The decision had been made quietly, but when word got out, it sparked a “crush of calls” from reporters, and, ultimately, a student-led protest at the State House by USC students who were angry that the largest benefactor in school history had been sent packing.
“I have a crush of calls within the last 30 minutes regarding whether Darla Moore has been pulled from the USC board,” Haley’s press secretary, Rob Godfrey, wrote to Haley and other staff members on March 15. “Do we want to do anything besides confirm this? Thank her for her service? Let me know.”
Emails and related letters, obtained by The State through a request for public records from the governor’s office, show only a few weeks after Haley took office in mid-January, she was considering replacing Moore with Lexington attorney and campaign contributor Tommy Cofield.

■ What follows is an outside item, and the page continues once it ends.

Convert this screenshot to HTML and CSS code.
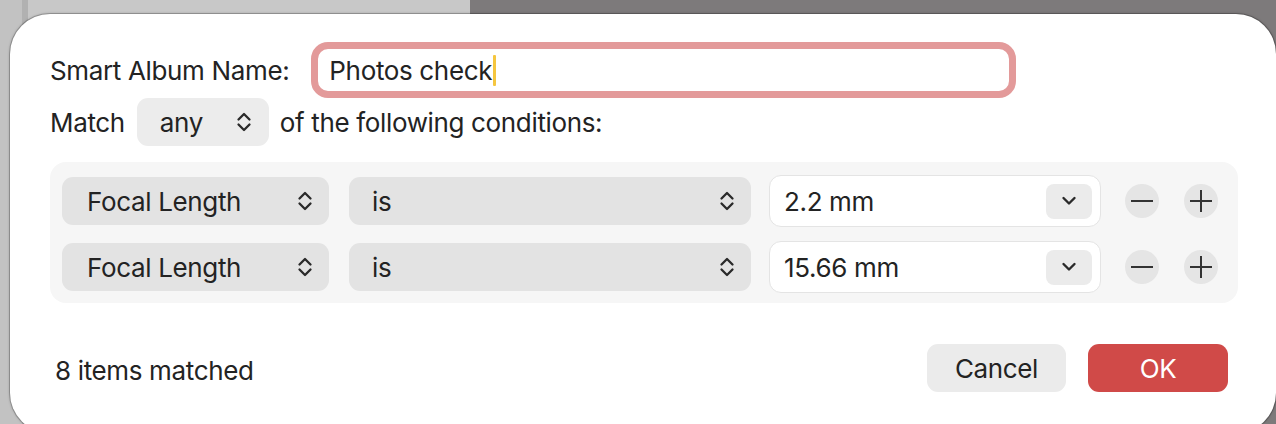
FILE: index.html
```html
<!DOCTYPE html>
<html>
<head>
<meta charset="utf-8">
<link rel="stylesheet" href="styles.css">
</head>
<body>
<div class="desktop">
  <div class="dialog">
    <div class="name-row">
      <span class="label">Smart Album Name:</span>
      <div class="name-field"><span class="name-text">Photos check</span><span class="caret"></span></div>
    </div>
    <div class="match-row">
      <span class="label">Match</span>
      <div class="popup popup-any">
        <span>any</span>
        <svg class="updown" width="16" height="22" viewBox="0 0 16 22"><path d="M2.5 8.5 L8 3 L13.5 8.5 M2.5 13.5 L8 19 L13.5 13.5" fill="none" stroke="#2a2a2a" stroke-width="2.3" stroke-linecap="round" stroke-linejoin="round"/></svg>
      </div>
      <span class="label">of the following conditions:</span>
    </div>
    <div class="conditions">
      <div class="cond-row">
        <div class="popup popup-field"><span>Focal Length</span><svg class="updown" width="16" height="22" viewBox="0 0 16 22"><path d="M2.5 8.5 L8 3 L13.5 8.5 M2.5 13.5 L8 19 L13.5 13.5" fill="none" stroke="#2a2a2a" stroke-width="2.3" stroke-linecap="round" stroke-linejoin="round"/></svg></div>
        <div class="popup popup-op"><span>is</span><svg class="updown" width="16" height="22" viewBox="0 0 16 22"><path d="M2.5 8.5 L8 3 L13.5 8.5 M2.5 13.5 L8 19 L13.5 13.5" fill="none" stroke="#2a2a2a" stroke-width="2.3" stroke-linecap="round" stroke-linejoin="round"/></svg></div>
        <div class="combo"><span>2.2 mm</span><div class="combo-btn"><svg width="16" height="12" viewBox="0 0 16 12"><path d="M2.5 3 L8 8.5 L13.5 3" fill="none" stroke="#2a2a2a" stroke-width="2.4" stroke-linecap="round" stroke-linejoin="round"/></svg></div></div>
        <div class="round-btn"><svg width="22" height="22" viewBox="0 0 22 22"><path d="M0 11 H22" stroke="#333" stroke-width="2"/></svg></div>
        <div class="round-btn"><svg width="22" height="22" viewBox="0 0 22 22"><path d="M0 11 H22 M11 0 V22" stroke="#333" stroke-width="2"/></svg></div>
      </div>
      <div class="cond-row">
        <div class="popup popup-field"><span>Focal Length</span><svg class="updown" width="16" height="22" viewBox="0 0 16 22"><path d="M2.5 8.5 L8 3 L13.5 8.5 M2.5 13.5 L8 19 L13.5 13.5" fill="none" stroke="#2a2a2a" stroke-width="2.3" stroke-linecap="round" stroke-linejoin="round"/></svg></div>
        <div class="popup popup-op"><span>is</span><svg class="updown" width="16" height="22" viewBox="0 0 16 22"><path d="M2.5 8.5 L8 3 L13.5 8.5 M2.5 13.5 L8 19 L13.5 13.5" fill="none" stroke="#2a2a2a" stroke-width="2.3" stroke-linecap="round" stroke-linejoin="round"/></svg></div>
        <div class="combo"><span>15.66 mm</span><div class="combo-btn"><svg width="16" height="12" viewBox="0 0 16 12"><path d="M2.5 3 L8 8.5 L13.5 3" fill="none" stroke="#2a2a2a" stroke-width="2.4" stroke-linecap="round" stroke-linejoin="round"/></svg></div></div>
        <div class="round-btn"><svg width="22" height="22" viewBox="0 0 22 22"><path d="M0 11 H22" stroke="#333" stroke-width="2"/></svg></div>
        <div class="round-btn"><svg width="22" height="22" viewBox="0 0 22 22"><path d="M0 11 H22 M11 0 V22" stroke="#333" stroke-width="2"/></svg></div>
      </div>
    </div>
    <div class="footer">
      <span class="status">8 items matched</span>
      <div class="buttons">
        <div class="btn btn-cancel">Cancel</div>
        <div class="btn btn-ok">OK</div>
      </div>
    </div>
  </div>
</div>
</body>
</html>
```

FILE: styles.css
```css
html, body {
  margin: 0;
  padding: 0;
}
body {
  width: 1276px;
  height: 424px;
  overflow: hidden;
  font-family: "Inter", "Noto Sans", sans-serif;
  color: #232323;
}
.desktop {
  width: 1276px;
  height: 424px;
  overflow: hidden;
  background: linear-gradient(to right, #c2c2c2 0 22px, #b1b1b1 22px 28px, #c8c8c8 28px 470px, #7d7a7b 470px);
  padding-top: 14px;
  padding-left: 10px;
  box-sizing: border-box;
}
.dialog {
  width: 1266px;
  height: 419px;
  background: #ffffff;
  border-radius: 40px;
  box-shadow: 0 0 0 1px rgba(0,0,0,0.18), 0 0 3px rgba(0,0,0,0.35);
  box-sizing: border-box;
  padding: 28px 0 0 40px;
}
.label {
  font-size: 26px;
  letter-spacing: -0.35px;
  white-space: nowrap;
}
.name-row {
  display: flex;
  align-items: center;
  gap: 22px;
  height: 56px;
}
.name-field {
  width: 680px;
  height: 42px;
  border: 7px solid #e39a9a;
  border-radius: 17px;
  display: flex;
  align-items: center;
  padding-left: 11px;
  box-sizing: content-box;
}
.name-text {
  font-size: 26px;
  letter-spacing: -0.35px;
}
.caret {
  width: 3px;
  height: 31px;
  background: #f5c63f;
  margin-left: 1px;
  border-radius: 1px;
}
.match-row {
  display: flex;
  align-items: center;
  height: 48px;
}
.match-row .label:first-child {
  margin-right: 12px;
}
.popup {
  display: flex;
  align-items: center;
  justify-content: space-between;
  height: 48px;
  border-radius: 11px;
  box-sizing: border-box;
  font-size: 26px;
  letter-spacing: -0.35px;
  flex-shrink: 0;
}
.popup-any {
  width: 132px;
  background: #ececec;
  padding: 0 17px 0 23px;
  margin-right: 11px;
}
.conditions {
  margin-top: 16px;
  width: 1188px;
  height: 141px;
  background: #f6f6f6;
  border-radius: 16px;
  box-sizing: border-box;
  padding: 13px 0 0 12px;
  display: flex;
  flex-direction: column;
  gap: 14px;
}
.cond-row {
  display: flex;
  align-items: center;
  height: 52px;
}
.popup-field {
  width: 267px;
  background: #e3e3e3;
  padding: 0 16px 0 25px;
  margin-right: 20px;
}
.popup-op {
  width: 402px;
  background: #e3e3e3;
  padding: 0 16px 0 23px;
  margin-right: 18px;
}
.combo {
  width: 332px;
  height: 52px;
  flex-shrink: 0;
  box-sizing: border-box;
  background: #fff;
  border: 1.5px solid #e4e4e4;
  border-radius: 12px;
  display: flex;
  align-items: center;
  justify-content: space-between;
  padding: 0 8px 0 14px;
  font-size: 26px;
  letter-spacing: -0.35px;
  margin-right: 24px;
}
.combo-btn {
  width: 46px;
  height: 35px;
  background: #ebebeb;
  border-radius: 8px;
  display: flex;
  align-items: center;
  justify-content: center;
}
.round-btn {
  width: 34px;
  height: 34px;
  flex-shrink: 0;
  border-radius: 50%;
  background: #e5e5e5;
  display: flex;
  align-items: center;
  justify-content: center;
  margin-right: 25px;
}
.round-btn:last-child {
  margin-right: 0;
}
.footer {
  display: flex;
  align-items: center;
  justify-content: space-between;
  margin-top: 41px;
  padding-left: 5px;
  padding-right: 48px;
  height: 48px;
}
.status {
  font-size: 26px;
  letter-spacing: -0.35px;
  margin-top: 4px;
}
.buttons {
  display: flex;
  gap: 22px;
}
.btn {
  height: 48px;
  width: 139px;
  border-radius: 11px;
  display: flex;
  align-items: center;
  justify-content: center;
  font-size: 26px;
  letter-spacing: -0.35px;
}
.btn-cancel {
  background: #ebebeb;
  color: #232323;
}
.btn-ok {
  width: 140px;
  background: #d04a48;
  color: #ffffff;
}
```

But when the decision was made and it became public, Haley’s staff searched for days for an explanation they could sell.
It was the governor’s prerogative, they argued. Cofield shared the governor’s vision. No one actually was removed from the board. And, finally, Moore got the boot because she couldn’t be bothered to return the governor’s call and set up a meeting to discuss the board position in a timely manner.
“This whole thing has a real amateur feel about it,” said J. David Woodard, a political scientist at Clemson University. “It seems to be a bumbled thing from the very beginning.”